* _Source material_

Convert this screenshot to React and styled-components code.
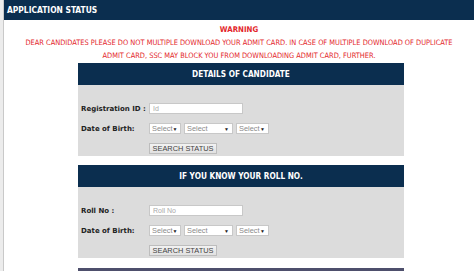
import React from 'react'
import styled, { createGlobalStyle } from 'styled-components'

const GlobalStyle = createGlobalStyle`
  html, body {
    margin: 0;
    padding: 0;
    background: #fff;
    font-family: "DejaVu Sans Condensed", "DejaVu Sans", Verdana, sans-serif;
  }
`

const colors = {
  navy: '#0b2e4f',
  slate: '#4e4f6c',
  panel: '#dcdcdc',
  red: '#e3262a',
  label: '#222',
}

const Page = styled.div`
  display: flex;
  width: 474px;
  height: 271px;
  overflow: hidden;
`

const Rail = styled.div`
  width: 3px;
  flex: none;
  background: #ececec;
  border-right: 1px solid #c9c9c9;
`

const Main = styled.div`
  flex: 1;
  display: flex;
  flex-direction: column;
  & > * {
    flex-shrink: 0;
  }
`

const TopBar = styled.div`
  height: 20px;
  display: flex;
  align-items: center;
  padding-left: 3px;
  background: ${colors.navy};
  color: #fff;
  font-weight: bold;
  font-size: 8.4px;
`

const Warning = styled.div`
  text-align: center;
  color: ${colors.red};
  font-size: 7.4px;
  line-height: 13px;
  padding-top: 3px;
`

const WarningTitle = styled.div`
  font-weight: bold;
  font-size: 7.8px;
`

const Panel = styled.section`
  width: 326px;
  margin: ${(p) => p.$top}px 0 0 74px;
`

const PanelHead = styled.div`
  height: 22px;
  display: flex;
  align-items: center;
  justify-content: center;
  background: ${(p) => p.$bg || colors.navy};
  color: #fff;
  font-weight: bold;
  font-size: 8.2px;
`

const PanelBody = styled.div`
  background: ${colors.panel};
  padding: 18px 3px 2px;
  display: flex;
  flex-direction: column;
  gap: 9px;
`

const Row = styled.div`
  display: flex;
  align-items: center;
  height: 11px;
`

const Label = styled.div`
  width: 68px;
  flex: none;
  font-family: "DejaVu Sans", Verdana, sans-serif;
  font-weight: bold;
  font-size: 7px;
  color: ${colors.label};
`

const TextInput = styled.input`
  box-sizing: border-box;
  width: 94px;
  height: 11px;
  padding: 0 3px;
  border: 1px solid #c8c8c8;
  background: #fff;
  font-family: "Liberation Sans", Arial, sans-serif;
  font-size: 7px;
  outline: none;
  &::placeholder {
    color: #a9a9a9;
  }
`

const Selects = styled.div`
  display: flex;
  gap: 3px;
`

const FakeSelect = styled.div`
  box-sizing: border-box;
  width: ${(p) => p.$w}px;
  height: 11px;
  display: flex;
  align-items: center;
  justify-content: space-between;
  padding: 0 3px 0 2px;
  background: #fff;
  border: 1px solid #c8c8c8;
  font-family: "Liberation Sans", Arial, sans-serif;
  font-size: 7.4px;
  color: #8a8a8a;
`

const Arrow = styled.span`
  font-size: 5px;
  color: #222;
`

const Button = styled.button`
  box-sizing: border-box;
  margin-left: 68px;
  width: 68px;
  height: 11px;
  padding: 0;
  border: 1px solid #bdbdbd;
  background: linear-gradient(#f2f2f2, #e1e1e1);
  font-family: "Liberation Sans", Arial, sans-serif;
  font-size: 7.4px;
  color: #444;
  align-self: flex-start;
`

function DobSelects() {
  return (
    <Selects>
      <FakeSelect $w={32}>Select <Arrow>▼</Arrow></FakeSelect>
      <FakeSelect $w={49}>Select <Arrow>▼</Arrow></FakeSelect>
      <FakeSelect $w={33}>Select <Arrow>▼</Arrow></FakeSelect>
    </Selects>
  )
}

function SearchPanel({ title, label, placeholder, top, bg }) {
  return (
    <Panel $top={top}>
      <PanelHead $bg={bg}>{title}</PanelHead>
      <PanelBody>
        <Row>
          <Label>{label}</Label>
          <TextInput placeholder={placeholder} />
        </Row>
        <Row>
          <Label>Date of Birth:</Label>
          <DobSelects />
        </Row>
        <Row>
          <Button>SEARCH STATUS</Button>
        </Row>
      </PanelBody>
    </Panel>
  )
}

export default function App() {
  return (
    <>
      <GlobalStyle />
      <Page>
        <Rail />
        <Main>
          <TopBar>APPLICATION STATUS</TopBar>
          <Warning>
            <WarningTitle>WARNING</WarningTitle>
            DEAR CANDIDATES PLEASE DO NOT MULTIPLE DOWNLOAD YOUR ADMIT CARD. IN CASE OF MULTIPLE DOWNLOAD OF DUPLICATE
            <br />
            ADMIT CARD, SSC MAY BLOCK YOU FROM DOWNLOADING ADMIT CARD, FURTHER.
          </Warning>
          <SearchPanel
            top={1}
            title="DETAILS OF CANDIDATE"
            label="Registration ID :"
            placeholder="Id"
          />
          <SearchPanel
            top={9}
            title="IF YOU KNOW YOUR ROLL NO."
            label="Roll No :"
            placeholder="Roll No"
          />
          <Panel $top={10}>
            <PanelHead $bg={colors.slate} />
          </Panel>
        </Main>
      </Page>
    </>
  )
}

* _Task to complete_
Among the lines of the data, identify those with the word "React". Copy each of them.

* _Solution_
Convert this screenshot to React and styled-components code.
import React from 'react'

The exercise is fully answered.